## GIVEN REQUEST:
Quote verbatim the span of lines that begins the listing below and closes with the line containing "import React from".

## PROVIDED MATERIAL:
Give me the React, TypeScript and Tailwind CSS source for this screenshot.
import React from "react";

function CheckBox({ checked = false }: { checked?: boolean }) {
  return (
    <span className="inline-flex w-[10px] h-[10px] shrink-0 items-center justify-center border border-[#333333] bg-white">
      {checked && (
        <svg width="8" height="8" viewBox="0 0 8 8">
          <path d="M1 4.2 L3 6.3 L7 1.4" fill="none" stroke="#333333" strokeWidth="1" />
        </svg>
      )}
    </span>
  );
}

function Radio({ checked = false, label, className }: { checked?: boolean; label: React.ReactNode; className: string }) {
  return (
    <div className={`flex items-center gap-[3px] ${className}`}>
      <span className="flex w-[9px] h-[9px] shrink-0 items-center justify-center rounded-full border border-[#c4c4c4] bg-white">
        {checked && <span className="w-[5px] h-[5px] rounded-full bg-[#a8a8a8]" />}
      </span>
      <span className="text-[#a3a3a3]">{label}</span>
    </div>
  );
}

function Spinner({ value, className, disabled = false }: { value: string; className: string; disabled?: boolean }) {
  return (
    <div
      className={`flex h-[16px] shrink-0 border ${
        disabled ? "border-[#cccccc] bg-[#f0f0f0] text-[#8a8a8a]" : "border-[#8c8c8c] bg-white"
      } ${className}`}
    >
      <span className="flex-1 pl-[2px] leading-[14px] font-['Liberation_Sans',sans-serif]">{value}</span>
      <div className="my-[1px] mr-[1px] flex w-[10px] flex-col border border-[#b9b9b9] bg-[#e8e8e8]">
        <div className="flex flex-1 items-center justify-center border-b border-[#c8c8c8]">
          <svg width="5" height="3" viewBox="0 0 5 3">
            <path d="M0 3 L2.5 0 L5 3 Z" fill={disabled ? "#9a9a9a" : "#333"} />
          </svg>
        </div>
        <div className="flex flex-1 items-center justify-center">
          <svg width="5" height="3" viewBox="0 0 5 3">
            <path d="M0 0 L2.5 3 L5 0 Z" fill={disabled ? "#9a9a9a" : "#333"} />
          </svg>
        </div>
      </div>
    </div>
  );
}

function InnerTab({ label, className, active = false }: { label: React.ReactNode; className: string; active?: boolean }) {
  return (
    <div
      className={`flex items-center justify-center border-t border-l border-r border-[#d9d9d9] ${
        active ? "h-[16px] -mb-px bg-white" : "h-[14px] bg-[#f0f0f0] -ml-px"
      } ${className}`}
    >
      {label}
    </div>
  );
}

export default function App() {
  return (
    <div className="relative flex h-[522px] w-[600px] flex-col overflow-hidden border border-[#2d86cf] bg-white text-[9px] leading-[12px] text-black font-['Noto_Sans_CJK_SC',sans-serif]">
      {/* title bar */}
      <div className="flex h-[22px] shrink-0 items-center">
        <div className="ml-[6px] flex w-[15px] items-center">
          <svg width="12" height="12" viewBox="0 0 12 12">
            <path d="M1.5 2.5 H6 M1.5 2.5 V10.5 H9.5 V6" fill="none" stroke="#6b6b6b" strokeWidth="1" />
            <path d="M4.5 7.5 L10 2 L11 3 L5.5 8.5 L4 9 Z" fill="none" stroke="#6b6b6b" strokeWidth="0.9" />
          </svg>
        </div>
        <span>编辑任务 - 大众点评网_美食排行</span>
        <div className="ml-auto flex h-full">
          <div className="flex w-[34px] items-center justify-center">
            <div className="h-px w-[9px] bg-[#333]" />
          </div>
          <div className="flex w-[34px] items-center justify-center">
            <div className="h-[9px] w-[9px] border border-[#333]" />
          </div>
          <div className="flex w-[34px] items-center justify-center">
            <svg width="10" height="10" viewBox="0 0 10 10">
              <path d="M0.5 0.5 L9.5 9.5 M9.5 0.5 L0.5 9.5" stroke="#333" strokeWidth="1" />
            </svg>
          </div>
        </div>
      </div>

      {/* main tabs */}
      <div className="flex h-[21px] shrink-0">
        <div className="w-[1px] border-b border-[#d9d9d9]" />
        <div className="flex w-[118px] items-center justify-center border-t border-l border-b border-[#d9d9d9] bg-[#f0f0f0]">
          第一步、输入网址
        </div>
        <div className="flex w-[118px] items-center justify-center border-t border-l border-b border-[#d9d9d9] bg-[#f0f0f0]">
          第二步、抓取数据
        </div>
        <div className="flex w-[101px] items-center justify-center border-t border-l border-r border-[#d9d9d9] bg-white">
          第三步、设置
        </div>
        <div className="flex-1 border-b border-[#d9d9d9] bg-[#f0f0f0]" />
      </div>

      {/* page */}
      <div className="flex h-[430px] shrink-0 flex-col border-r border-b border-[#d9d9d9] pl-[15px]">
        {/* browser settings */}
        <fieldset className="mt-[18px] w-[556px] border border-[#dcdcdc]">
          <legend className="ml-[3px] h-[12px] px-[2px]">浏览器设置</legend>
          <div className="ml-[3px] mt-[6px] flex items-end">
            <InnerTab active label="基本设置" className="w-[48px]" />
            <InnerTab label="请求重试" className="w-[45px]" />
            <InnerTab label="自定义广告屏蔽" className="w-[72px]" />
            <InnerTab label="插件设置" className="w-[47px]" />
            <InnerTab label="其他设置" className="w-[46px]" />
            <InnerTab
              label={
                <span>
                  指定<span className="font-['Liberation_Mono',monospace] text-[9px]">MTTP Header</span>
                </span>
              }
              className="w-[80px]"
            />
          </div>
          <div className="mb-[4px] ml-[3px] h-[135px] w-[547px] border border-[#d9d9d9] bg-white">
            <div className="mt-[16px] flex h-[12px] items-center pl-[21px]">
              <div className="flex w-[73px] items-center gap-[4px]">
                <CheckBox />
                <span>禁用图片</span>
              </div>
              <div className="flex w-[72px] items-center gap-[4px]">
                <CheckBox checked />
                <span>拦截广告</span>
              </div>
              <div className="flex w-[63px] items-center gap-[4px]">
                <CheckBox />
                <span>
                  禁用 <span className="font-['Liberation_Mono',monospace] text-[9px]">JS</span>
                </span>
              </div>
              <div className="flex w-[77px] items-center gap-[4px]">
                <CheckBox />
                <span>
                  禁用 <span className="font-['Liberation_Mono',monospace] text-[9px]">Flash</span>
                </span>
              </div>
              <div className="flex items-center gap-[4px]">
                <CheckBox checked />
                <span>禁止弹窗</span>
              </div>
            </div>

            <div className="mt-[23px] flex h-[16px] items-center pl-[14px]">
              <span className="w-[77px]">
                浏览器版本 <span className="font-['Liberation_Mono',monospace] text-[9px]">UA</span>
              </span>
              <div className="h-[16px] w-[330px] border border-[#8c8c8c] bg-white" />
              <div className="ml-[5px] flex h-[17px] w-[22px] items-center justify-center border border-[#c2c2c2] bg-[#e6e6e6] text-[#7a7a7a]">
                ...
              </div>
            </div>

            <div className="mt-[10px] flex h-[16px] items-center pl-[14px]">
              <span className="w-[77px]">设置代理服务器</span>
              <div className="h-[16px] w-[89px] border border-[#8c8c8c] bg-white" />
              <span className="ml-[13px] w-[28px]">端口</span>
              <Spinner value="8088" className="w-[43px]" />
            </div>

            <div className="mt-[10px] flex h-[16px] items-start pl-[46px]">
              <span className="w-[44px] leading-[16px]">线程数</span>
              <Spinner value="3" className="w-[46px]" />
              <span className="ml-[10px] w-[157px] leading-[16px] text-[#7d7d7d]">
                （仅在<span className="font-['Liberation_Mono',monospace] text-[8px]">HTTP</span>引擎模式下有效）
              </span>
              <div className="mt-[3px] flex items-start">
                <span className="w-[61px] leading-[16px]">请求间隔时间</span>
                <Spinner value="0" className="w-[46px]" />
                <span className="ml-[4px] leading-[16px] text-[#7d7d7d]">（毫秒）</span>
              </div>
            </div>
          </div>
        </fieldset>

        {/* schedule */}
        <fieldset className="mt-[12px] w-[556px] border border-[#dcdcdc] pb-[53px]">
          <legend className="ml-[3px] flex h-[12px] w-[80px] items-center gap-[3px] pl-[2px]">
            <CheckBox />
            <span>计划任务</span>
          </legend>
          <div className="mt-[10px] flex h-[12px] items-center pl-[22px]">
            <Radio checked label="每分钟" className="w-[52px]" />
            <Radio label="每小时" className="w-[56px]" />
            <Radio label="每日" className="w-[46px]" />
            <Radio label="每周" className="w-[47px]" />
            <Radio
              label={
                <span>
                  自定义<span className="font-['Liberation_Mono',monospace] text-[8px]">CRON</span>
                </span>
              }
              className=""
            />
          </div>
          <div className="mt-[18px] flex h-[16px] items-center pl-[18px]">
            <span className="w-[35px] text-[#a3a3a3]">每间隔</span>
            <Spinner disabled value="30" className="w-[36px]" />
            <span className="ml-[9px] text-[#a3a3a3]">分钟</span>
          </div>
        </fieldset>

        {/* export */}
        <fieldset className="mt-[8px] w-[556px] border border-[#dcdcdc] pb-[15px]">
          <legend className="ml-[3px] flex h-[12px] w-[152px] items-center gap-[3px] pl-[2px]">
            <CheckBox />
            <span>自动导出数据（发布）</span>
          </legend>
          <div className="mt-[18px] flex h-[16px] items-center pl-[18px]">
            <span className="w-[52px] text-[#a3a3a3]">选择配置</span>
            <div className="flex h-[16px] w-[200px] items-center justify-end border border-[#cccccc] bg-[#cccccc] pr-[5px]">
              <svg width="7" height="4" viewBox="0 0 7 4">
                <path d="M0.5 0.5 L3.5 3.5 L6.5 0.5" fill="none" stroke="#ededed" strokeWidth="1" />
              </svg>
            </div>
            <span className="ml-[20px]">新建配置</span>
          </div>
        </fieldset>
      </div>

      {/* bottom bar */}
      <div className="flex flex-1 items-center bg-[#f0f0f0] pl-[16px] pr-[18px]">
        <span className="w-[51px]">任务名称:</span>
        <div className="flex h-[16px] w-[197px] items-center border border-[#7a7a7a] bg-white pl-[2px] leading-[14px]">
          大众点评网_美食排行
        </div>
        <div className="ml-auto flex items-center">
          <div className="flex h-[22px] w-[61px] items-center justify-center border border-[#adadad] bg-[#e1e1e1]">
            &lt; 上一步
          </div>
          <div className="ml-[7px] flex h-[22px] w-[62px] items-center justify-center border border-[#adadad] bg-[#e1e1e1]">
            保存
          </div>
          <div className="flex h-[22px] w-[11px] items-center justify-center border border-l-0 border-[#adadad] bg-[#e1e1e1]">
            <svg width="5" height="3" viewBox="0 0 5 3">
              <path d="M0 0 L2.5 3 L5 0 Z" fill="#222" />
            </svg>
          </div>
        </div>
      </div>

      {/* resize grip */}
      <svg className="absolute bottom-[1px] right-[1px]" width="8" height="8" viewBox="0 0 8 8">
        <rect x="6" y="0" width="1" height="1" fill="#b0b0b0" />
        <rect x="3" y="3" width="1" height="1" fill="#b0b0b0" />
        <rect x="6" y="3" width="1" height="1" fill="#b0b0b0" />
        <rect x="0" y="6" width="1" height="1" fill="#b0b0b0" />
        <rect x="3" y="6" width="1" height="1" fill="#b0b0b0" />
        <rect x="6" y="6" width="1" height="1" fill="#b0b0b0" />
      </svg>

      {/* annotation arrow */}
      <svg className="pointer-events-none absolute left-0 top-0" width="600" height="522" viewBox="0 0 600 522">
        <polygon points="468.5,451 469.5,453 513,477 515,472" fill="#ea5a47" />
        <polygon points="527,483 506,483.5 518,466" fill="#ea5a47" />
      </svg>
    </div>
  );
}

## EXERCISE RESPONSE:
Give me the React, TypeScript and Tailwind CSS source for this screenshot.
import React from "react";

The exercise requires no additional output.